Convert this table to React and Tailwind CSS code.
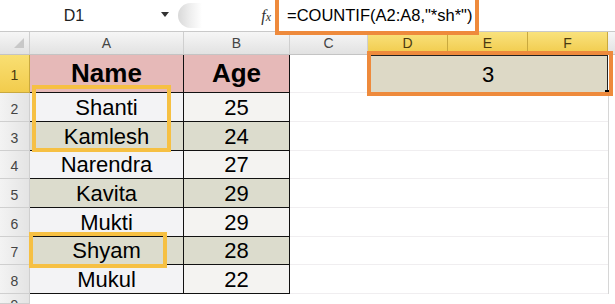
import React from 'react';

const font = { fontFamily: '"Liberation Sans", Arial, sans-serif' };

const cols = [
  { key: 'C', w: 'w-[78px]' },
  { key: 'D', w: 'w-[80px]', hl: true },
  { key: 'E', w: 'w-[80px]', hl: true },
  { key: 'F', w: 'w-[80px]', hl: true },
];

const people = [
  { n: 2, name: 'Shanti', age: 25, h: 'h-[29px]' },
  { n: 3, name: 'Kamlesh', age: 24, h: 'h-[29px]', shade: true },
  { n: 4, name: 'Narendra', age: 27, h: 'h-[28px]' },
  { n: 5, name: 'Kavita', age: 29, h: 'h-[29px]', shade: true },
  { n: 6, name: 'Mukti', age: 29, h: 'h-[29px]' },
  { n: 7, name: 'Shyam', age: 28, h: 'h-[28px]', shade: true },
  { n: 8, name: 'Mukul', age: 22, h: 'h-[29px]' },
];

function FormulaBar() {
  return (
    <div className="flex h-[32px] items-stretch bg-white border-b border-[#c9c9c9]">
      <div className="relative flex w-[178px] items-center justify-center">
        <span className="text-[16px] text-[#222] pr-[30px]">D1</span>
        <span className="absolute left-[161px] top-[12px] h-0 w-0 border-x-[4px] border-t-[5px] border-x-transparent border-t-[#333]" />
      </div>
      <div className="my-[3px] w-[24px] rounded-l-full bg-gradient-to-r from-[#d9d9d9] via-[#eeeeee] to-white" />
      <div className="flex w-[73px] items-center justify-end pr-[4px]">
        <span className="text-[16px] italic text-[#333]" style={{ fontFamily: '"Liberation Serif", serif' }}>
          f<span className="text-[12px]">x</span>
        </span>
      </div>
      <div className="flex flex-1 items-center">
        <span className="pl-[12px] text-[16.5px] text-black">=COUNTIF(A2:A8,"*sh*")</span>
      </div>
    </div>
  );
}

function HeaderRow() {
  return (
    <div className="flex h-[23px] bg-gradient-to-b from-[#f6f6f6] to-[#e2e2e2] border-b border-[#c4c4c4] text-[14px] text-[#444]">
      <div className="relative w-[30px] border-r border-[#cfcfcf]">
        <span className="absolute left-[14px] top-[6px] h-0 w-0 border-b-[10px] border-l-[10px] border-b-[#c8c8c8] border-l-transparent" />
      </div>
      <div className="flex w-[154px] items-center justify-center border-r border-[#cfcfcf]">A</div>
      <div className="flex w-[106px] items-center justify-center border-r border-[#cfcfcf]">B</div>
      {cols.map((c) => (
        <div
          key={c.key}
          className={
            c.hl
              ? `flex ${c.w} items-center justify-center border-r border-[#c9a93e] bg-gradient-to-b from-[#f9e27c] to-[#f1cb4a] text-[#4a3a10]`
              : `flex ${c.w} items-center justify-center border-r border-[#cfcfcf]`
          }
        >
          {c.key}
        </div>
      ))}
      <div className="flex-1" />
    </div>
  );
}

function RowHead({ n, active, clip }) {
  const base = clip
    ? 'flex w-[30px] items-start justify-center overflow-hidden pt-[4px] text-[14px] leading-none'
    : 'flex w-[30px] items-center justify-center pt-[4px] text-[14px]';
  return (
    <div
      className={
        active
          ? `${base} bg-gradient-to-b from-[#f9df72] to-[#f2cc4c] border-r border-b border-[#c9a93e] text-[#4a3a10]`
          : `${base} bg-gradient-to-r from-[#f3f3f3] to-[#e4e4e4] border-r border-b border-[#cfcfcf] text-[#444]`
      }
    >
      {n}
    </div>
  );
}

function EmptyCells() {
  return (
    <>
      {cols.map((c) => (
        <div key={c.key} className={`${c.w} border-b border-[#f0eef0]`} />
      ))}
      <div className="flex-1 border-l border-[#d6d6d6]" />
    </>
  );
}

export default function App() {
  return (
    <div className="relative h-[304px] w-[615px] overflow-hidden bg-white" style={font}>
      <FormulaBar />
      <HeaderRow />

      {/* row 1: headings and the merged result cell */}
      <div className="flex h-[38px]">
        <RowHead n={1} active />
        <div className="flex w-[154px] items-center justify-center bg-[#e6b9b8] border-r border-b border-[#111] text-[26px] font-bold text-black">
          Name
        </div>
        <div className="flex w-[106px] items-center justify-center bg-[#e6b9b8] border-r border-b border-[#111] text-[26px] font-bold text-black">
          Age
        </div>
        <div className="w-[78px] border-b border-[#f0eef0]" />
        <div className="relative flex w-[240px] items-center justify-center bg-[#ddd9c6] border border-[#222] text-[22px] text-black">
          3
          <span className="absolute -right-[3px] -bottom-[3px] h-[5px] w-[5px] bg-black" />
        </div>
        <div className="flex-1" />
      </div>

      {people.map((p) => (
        <div key={p.n} className={`flex ${p.h}`}>
          <RowHead n={p.n} />
          <div
            className={`flex w-[154px] items-center justify-center border-r border-b border-[#111] text-[22px] text-black ${
              p.shade ? 'bg-[#dcdccd]' : 'bg-[#f3f3f5]'
            }`}
          >
            {p.name}
          </div>
          <div
            className={`flex w-[106px] items-center justify-center border-r border-b border-[#111] text-[22px] text-black ${
              p.shade ? 'bg-[#dcdccd]' : 'bg-[#f4f3f1]'
            }`}
          >
            {p.age}
          </div>
          <EmptyCells />
        </div>
      ))}

      <div className="flex h-[10px]">
        <RowHead n={9} clip />
        <div className="w-[154px]" />
      </div>

      {/* callouts drawn over the sheet */}
      <div className="pointer-events-none absolute left-[275px] top-[-4px] h-[39px] w-[204px] border-[4px] border-[#ee8a3c]" />
      <div className="pointer-events-none absolute left-[367px] top-[51px] h-[45px] w-[246px] border-[4px] border-[#ee8a3c]" />
      <div className="pointer-events-none absolute left-[32px] top-[85px] h-[67px] w-[139px] border-[4px] border-[#f6c043]" />
      <div className="pointer-events-none absolute left-[29px] top-[232px] h-[36px] w-[138px] border-[4px] border-[#f6c043]" />
    </div>
  );
}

◆ What you are asked to do: Set down the complete material exactly, but do not include the images.

◆ Full solution:
Convert this table to React and Tailwind CSS code.
import React from 'react';

const font = { fontFamily: '"Liberation Sans", Arial, sans-serif' };

const cols = [
  { key: 'C', w: 'w-[78px]' },
  { key: 'D', w: 'w-[80px]', hl: true },
  { key: 'E', w: 'w-[80px]', hl: true },
  { key: 'F', w: 'w-[80px]', hl: true },
];

const people = [
  { n: 2, name: 'Shanti', age: 25, h: 'h-[29px]' },
  { n: 3, name: 'Kamlesh', age: 24, h: 'h-[29px]', shade: true },
  { n: 4, name: 'Narendra', age: 27, h: 'h-[28px]' },
  { n: 5, name: 'Kavita', age: 29, h: 'h-[29px]', shade: true },
  { n: 6, name: 'Mukti', age: 29, h: 'h-[29px]' },
  { n: 7, name: 'Shyam', age: 28, h: 'h-[28px]', shade: true },
  { n: 8, name: 'Mukul', age: 22, h: 'h-[29px]' },
];

function FormulaBar() {
  return (
    <div className="flex h-[32px] items-stretch bg-white border-b border-[#c9c9c9]">
      <div className="relative flex w-[178px] items-center justify-center">
        <span className="text-[16px] text-[#222] pr-[30px]">D1</span>
        <span className="absolute left-[161px] top-[12px] h-0 w-0 border-x-[4px] border-t-[5px] border-x-transparent border-t-[#333]" />
      </div>
      <div className="my-[3px] w-[24px] rounded-l-full bg-gradient-to-r from-[#d9d9d9] via-[#eeeeee] to-white" />
      <div className="flex w-[73px] items-center justify-end pr-[4px]">
        <span className="text-[16px] italic text-[#333]" style={{ fontFamily: '"Liberation Serif", serif' }}>
          f<span className="text-[12px]">x</span>
        </span>
      </div>
      <div className="flex flex-1 items-center">
        <span className="pl-[12px] text-[16.5px] text-black">=COUNTIF(A2:A8,"*sh*")</span>
      </div>
    </div>
  );
}

function HeaderRow() {
  return (
    <div className="flex h-[23px] bg-gradient-to-b from-[#f6f6f6] to-[#e2e2e2] border-b border-[#c4c4c4] text-[14px] text-[#444]">
      <div className="relative w-[30px] border-r border-[#cfcfcf]">
        <span className="absolute left-[14px] top-[6px] h-0 w-0 border-b-[10px] border-l-[10px] border-b-[#c8c8c8] border-l-transparent" />
      </div>
      <div className="flex w-[154px] items-center justify-center border-r border-[#cfcfcf]">A</div>
      <div className="flex w-[106px] items-center justify-center border-r border-[#cfcfcf]">B</div>
      {cols.map((c) => (
        <div
          key={c.key}
          className={
            c.hl
              ? `flex ${c.w} items-center justify-center border-r border-[#c9a93e] bg-gradient-to-b from-[#f9e27c] to-[#f1cb4a] text-[#4a3a10]`
              : `flex ${c.w} items-center justify-center border-r border-[#cfcfcf]`
          }
        >
          {c.key}
        </div>
      ))}
      <div className="flex-1" />
    </div>
  );
}

function RowHead({ n, active, clip }) {
  const base = clip
    ? 'flex w-[30px] items-start justify-center overflow-hidden pt-[4px] text-[14px] leading-none'
    : 'flex w-[30px] items-center justify-center pt-[4px] text-[14px]';
  return (
    <div
      className={
        active
          ? `${base} bg-gradient-to-b from-[#f9df72] to-[#f2cc4c] border-r border-b border-[#c9a93e] text-[#4a3a10]`
          : `${base} bg-gradient-to-r from-[#f3f3f3] to-[#e4e4e4] border-r border-b border-[#cfcfcf] text-[#444]`
      }
    >
      {n}
    </div>
  );
}

function EmptyCells() {
  return (
    <>
      {cols.map((c) => (
        <div key={c.key} className={`${c.w} border-b border-[#f0eef0]`} />
      ))}
      <div className="flex-1 border-l border-[#d6d6d6]" />
    </>
  );
}

export default function App() {
  return (
    <div className="relative h-[304px] w-[615px] overflow-hidden bg-white" style={font}>
      <FormulaBar />
      <HeaderRow />

      {/* row 1: headings and the merged result cell */}
      <div className="flex h-[38px]">
        <RowHead n={1} active />
        <div className="flex w-[154px] items-center justify-center bg-[#e6b9b8] border-r border-b border-[#111] text-[26px] font-bold text-black">
          Name
        </div>
        <div className="flex w-[106px] items-center justify-center bg-[#e6b9b8] border-r border-b border-[#111] text-[26px] font-bold text-black">
          Age
        </div>
        <div className="w-[78px] border-b border-[#f0eef0]" />
        <div className="relative flex w-[240px] items-center justify-center bg-[#ddd9c6] border border-[#222] text-[22px] text-black">
          3
          <span className="absolute -right-[3px] -bottom-[3px] h-[5px] w-[5px] bg-black" />
        </div>
        <div className="flex-1" />
      </div>

      {people.map((p) => (
        <div key={p.n} className={`flex ${p.h}`}>
          <RowHead n={p.n} />
          <div
            className={`flex w-[154px] items-center justify-center border-r border-b border-[#111] text-[22px] text-black ${
              p.shade ? 'bg-[#dcdccd]' : 'bg-[#f3f3f5]'
            }`}
          >
            {p.name}
          </div>
          <div
            className={`flex w-[106px] items-center justify-center border-r border-b border-[#111] text-[22px] text-black ${
              p.shade ? 'bg-[#dcdccd]' : 'bg-[#f4f3f1]'
            }`}
          >
            {p.age}
          </div>
          <EmptyCells />
        </div>
      ))}

      <div className="flex h-[10px]">
        <RowHead n={9} clip />
        <div className="w-[154px]" />
      </div>

      {/* callouts drawn over the sheet */}
      <div className="pointer-events-none absolute left-[275px] top-[-4px] h-[39px] w-[204px] border-[4px] border-[#ee8a3c]" />
      <div className="pointer-events-none absolute left-[367px] top-[51px] h-[45px] w-[246px] border-[4px] border-[#ee8a3c]" />
      <div className="pointer-events-none absolute left-[32px] top-[85px] h-[67px] w-[139px] border-[4px] border-[#f6c043]" />
      <div className="pointer-events-none absolute left-[29px] top-[232px] h-[36px] w-[138px] border-[4px] border-[#f6c043]" />
    </div>
  );
}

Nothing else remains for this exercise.